### Short task
Pull out every line below containing the word "screenshot".
*** Data for the task ***
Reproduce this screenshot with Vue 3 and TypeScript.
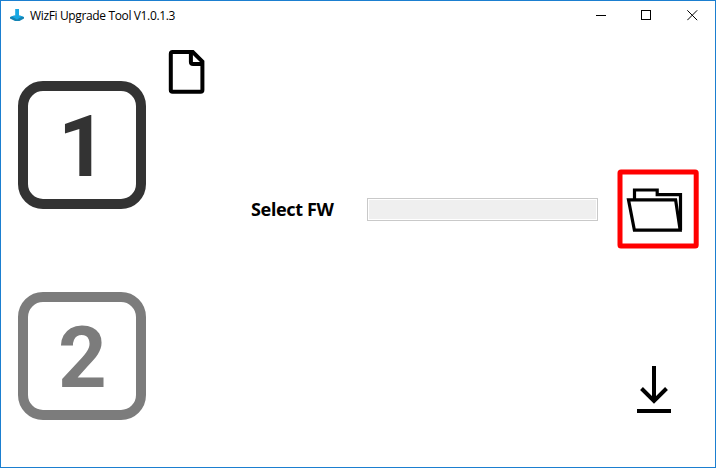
***
*** Data for the task ***
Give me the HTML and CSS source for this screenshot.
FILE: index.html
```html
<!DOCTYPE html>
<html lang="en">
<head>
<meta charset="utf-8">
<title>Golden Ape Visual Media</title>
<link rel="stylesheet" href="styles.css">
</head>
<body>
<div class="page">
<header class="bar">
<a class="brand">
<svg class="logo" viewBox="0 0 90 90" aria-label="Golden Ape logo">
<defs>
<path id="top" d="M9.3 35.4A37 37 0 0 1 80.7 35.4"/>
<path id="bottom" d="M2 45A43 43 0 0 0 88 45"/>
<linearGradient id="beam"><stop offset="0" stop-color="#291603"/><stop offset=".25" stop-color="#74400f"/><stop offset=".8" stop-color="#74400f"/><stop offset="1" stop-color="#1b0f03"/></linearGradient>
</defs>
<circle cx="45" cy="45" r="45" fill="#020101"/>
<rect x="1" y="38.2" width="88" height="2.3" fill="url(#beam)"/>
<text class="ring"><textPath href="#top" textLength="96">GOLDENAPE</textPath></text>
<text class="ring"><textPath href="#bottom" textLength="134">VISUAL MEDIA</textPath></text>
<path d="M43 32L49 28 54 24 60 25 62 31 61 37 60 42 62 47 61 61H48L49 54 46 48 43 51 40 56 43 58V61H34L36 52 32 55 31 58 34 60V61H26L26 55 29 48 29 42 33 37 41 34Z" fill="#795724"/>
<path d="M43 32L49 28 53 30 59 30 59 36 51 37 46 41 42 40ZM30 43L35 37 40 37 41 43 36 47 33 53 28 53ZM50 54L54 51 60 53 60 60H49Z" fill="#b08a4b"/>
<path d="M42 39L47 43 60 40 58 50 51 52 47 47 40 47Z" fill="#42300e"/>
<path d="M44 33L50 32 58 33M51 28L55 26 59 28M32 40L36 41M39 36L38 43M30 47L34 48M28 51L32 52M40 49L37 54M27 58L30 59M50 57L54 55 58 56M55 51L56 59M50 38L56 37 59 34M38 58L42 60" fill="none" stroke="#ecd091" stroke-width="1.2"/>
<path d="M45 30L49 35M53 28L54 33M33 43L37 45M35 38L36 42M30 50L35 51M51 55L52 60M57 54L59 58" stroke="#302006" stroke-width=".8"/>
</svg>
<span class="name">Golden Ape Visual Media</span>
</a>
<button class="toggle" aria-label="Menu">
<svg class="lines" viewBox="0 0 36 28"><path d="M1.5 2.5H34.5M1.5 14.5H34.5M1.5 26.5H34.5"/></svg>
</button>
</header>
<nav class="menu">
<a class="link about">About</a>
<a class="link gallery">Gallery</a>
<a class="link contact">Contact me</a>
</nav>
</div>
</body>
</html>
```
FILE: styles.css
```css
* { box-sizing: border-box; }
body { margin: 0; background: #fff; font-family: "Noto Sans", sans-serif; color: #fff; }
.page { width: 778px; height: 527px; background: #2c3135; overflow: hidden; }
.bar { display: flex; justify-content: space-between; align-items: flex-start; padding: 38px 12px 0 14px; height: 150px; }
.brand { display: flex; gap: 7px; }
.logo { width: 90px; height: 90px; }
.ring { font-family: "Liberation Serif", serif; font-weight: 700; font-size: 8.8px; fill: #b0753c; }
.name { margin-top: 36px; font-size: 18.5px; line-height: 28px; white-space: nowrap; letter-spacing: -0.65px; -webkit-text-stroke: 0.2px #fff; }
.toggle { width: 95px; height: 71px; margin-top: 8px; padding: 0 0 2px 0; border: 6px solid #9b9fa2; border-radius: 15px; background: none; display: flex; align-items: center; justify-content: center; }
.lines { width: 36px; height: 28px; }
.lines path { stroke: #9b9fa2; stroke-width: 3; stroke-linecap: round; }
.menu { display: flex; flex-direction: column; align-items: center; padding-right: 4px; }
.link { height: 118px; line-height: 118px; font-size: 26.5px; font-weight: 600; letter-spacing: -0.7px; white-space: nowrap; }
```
***
*** Data for the task ***
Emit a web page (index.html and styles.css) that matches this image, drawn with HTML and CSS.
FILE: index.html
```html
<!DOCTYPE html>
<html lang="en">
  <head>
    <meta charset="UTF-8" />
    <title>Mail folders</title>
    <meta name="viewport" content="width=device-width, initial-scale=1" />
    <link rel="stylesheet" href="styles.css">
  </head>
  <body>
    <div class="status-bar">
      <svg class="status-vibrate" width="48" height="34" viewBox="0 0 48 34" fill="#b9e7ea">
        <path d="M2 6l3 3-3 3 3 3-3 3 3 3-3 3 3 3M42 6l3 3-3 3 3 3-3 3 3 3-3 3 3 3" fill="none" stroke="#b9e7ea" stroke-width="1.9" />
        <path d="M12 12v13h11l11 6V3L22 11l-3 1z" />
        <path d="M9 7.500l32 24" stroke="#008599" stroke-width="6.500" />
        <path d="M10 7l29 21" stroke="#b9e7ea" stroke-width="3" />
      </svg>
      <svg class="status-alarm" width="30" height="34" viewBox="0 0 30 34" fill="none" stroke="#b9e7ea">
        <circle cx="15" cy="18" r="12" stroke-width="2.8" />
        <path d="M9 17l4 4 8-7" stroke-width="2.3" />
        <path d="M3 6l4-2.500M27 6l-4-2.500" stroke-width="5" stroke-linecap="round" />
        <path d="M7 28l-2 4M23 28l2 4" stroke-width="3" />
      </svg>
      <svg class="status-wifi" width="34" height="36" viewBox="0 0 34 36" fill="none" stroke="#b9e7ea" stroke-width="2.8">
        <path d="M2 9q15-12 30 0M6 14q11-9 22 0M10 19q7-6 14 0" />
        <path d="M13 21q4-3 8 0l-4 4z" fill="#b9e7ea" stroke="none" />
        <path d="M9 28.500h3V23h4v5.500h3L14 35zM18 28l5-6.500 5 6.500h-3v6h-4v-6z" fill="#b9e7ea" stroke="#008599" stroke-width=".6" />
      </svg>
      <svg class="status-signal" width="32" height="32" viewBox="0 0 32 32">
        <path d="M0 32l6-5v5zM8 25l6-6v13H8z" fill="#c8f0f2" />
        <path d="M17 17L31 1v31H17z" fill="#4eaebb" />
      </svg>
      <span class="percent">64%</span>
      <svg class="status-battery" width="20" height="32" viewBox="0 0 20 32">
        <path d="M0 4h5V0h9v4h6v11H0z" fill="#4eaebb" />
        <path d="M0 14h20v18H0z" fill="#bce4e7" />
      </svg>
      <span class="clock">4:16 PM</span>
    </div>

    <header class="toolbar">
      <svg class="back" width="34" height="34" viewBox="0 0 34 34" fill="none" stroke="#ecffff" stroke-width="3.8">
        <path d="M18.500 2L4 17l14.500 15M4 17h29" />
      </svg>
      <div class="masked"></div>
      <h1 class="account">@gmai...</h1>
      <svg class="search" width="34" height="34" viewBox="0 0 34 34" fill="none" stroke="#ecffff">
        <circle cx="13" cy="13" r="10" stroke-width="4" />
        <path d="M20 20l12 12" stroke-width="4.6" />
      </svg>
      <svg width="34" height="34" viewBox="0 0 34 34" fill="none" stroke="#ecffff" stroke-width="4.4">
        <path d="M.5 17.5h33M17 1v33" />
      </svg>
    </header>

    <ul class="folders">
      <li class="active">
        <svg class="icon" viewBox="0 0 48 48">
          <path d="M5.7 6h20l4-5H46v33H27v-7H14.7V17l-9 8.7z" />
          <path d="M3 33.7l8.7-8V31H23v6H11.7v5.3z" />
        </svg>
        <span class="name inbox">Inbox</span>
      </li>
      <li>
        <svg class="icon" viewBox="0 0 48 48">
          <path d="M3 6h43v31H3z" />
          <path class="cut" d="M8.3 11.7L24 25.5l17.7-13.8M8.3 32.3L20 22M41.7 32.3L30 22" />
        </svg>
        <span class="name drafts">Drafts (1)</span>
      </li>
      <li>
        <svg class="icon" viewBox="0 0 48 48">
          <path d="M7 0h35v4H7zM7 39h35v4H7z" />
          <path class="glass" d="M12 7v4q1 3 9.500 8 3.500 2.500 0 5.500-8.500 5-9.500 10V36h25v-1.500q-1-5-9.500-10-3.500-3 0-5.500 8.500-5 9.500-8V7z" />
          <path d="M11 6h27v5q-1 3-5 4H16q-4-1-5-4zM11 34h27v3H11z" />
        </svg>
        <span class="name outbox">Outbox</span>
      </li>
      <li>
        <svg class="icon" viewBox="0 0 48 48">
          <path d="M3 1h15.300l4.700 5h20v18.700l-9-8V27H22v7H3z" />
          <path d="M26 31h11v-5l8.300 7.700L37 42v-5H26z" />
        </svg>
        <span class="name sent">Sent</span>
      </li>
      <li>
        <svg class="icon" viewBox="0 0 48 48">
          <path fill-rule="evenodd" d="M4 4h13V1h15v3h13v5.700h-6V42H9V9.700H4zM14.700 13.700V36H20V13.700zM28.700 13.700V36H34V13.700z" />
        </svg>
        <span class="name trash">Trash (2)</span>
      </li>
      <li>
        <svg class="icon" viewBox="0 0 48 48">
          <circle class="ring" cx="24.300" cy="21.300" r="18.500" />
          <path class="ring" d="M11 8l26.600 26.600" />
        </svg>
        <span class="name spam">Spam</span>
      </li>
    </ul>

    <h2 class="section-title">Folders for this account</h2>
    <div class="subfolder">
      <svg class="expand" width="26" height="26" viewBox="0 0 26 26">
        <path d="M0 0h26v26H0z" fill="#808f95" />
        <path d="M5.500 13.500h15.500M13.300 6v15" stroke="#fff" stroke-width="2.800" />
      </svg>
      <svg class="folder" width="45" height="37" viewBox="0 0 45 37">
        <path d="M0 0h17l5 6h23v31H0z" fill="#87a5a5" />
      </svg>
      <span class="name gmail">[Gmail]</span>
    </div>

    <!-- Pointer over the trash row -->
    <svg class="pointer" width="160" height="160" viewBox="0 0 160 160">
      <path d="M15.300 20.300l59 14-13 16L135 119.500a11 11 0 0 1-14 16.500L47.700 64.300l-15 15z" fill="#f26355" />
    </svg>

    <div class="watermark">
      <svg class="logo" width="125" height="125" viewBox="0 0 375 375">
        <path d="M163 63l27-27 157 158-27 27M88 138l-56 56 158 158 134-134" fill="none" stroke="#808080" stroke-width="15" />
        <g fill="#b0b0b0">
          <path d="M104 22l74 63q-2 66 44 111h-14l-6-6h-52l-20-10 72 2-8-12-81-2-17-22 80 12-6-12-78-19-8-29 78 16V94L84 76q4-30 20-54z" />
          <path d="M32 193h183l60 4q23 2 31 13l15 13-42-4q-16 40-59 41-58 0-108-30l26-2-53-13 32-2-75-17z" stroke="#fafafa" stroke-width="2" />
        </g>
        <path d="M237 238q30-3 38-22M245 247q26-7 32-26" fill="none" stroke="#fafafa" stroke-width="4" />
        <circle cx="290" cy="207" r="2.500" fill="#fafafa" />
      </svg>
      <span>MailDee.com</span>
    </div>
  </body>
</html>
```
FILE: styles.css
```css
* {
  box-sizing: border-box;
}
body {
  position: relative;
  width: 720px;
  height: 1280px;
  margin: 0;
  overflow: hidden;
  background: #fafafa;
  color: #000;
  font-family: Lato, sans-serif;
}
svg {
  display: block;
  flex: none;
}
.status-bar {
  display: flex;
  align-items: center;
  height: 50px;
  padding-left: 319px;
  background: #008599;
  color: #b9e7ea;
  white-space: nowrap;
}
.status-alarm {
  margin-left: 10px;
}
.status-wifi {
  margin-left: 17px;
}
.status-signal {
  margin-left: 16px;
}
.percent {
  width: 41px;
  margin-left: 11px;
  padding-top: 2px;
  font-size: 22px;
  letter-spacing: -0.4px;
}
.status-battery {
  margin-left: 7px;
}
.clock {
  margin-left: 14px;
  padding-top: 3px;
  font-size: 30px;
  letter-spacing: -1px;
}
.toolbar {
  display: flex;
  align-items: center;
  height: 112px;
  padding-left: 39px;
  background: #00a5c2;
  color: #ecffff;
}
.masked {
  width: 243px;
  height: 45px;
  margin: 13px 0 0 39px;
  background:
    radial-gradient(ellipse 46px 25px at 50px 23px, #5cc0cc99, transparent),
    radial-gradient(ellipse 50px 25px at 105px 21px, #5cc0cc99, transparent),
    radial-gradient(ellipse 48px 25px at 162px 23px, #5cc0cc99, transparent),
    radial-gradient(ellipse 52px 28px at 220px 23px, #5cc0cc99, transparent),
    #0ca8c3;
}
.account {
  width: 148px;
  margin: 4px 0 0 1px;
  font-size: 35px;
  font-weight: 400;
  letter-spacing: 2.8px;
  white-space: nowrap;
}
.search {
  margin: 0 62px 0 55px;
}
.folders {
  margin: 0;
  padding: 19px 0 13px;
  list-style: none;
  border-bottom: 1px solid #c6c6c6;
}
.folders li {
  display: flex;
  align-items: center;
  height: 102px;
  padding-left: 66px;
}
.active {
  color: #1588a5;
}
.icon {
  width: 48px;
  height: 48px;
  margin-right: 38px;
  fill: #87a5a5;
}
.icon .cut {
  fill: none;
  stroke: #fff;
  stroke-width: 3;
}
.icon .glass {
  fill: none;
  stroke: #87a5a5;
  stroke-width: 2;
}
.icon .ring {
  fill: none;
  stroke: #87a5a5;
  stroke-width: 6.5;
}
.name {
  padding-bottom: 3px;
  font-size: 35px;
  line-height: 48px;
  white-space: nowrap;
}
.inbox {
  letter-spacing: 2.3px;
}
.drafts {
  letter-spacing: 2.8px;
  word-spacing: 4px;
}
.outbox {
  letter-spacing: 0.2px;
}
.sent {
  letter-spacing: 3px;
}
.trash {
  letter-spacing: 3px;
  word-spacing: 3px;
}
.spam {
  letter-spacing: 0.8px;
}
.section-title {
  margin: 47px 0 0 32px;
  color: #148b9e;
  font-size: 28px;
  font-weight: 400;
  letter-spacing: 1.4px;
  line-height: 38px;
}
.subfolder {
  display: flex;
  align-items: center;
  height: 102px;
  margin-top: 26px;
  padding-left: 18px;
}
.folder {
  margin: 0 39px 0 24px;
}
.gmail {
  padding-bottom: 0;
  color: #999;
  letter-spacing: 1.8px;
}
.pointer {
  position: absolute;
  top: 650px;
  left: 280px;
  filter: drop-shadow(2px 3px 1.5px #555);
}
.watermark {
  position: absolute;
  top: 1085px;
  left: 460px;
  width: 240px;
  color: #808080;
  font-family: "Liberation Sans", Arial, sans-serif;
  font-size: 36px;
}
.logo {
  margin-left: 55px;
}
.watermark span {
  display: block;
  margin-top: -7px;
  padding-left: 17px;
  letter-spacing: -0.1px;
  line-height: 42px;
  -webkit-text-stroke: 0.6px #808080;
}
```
***
### Output
Reproduce this screenshot with Vue 3 and TypeScript.
Give me the HTML and CSS source for this screenshot.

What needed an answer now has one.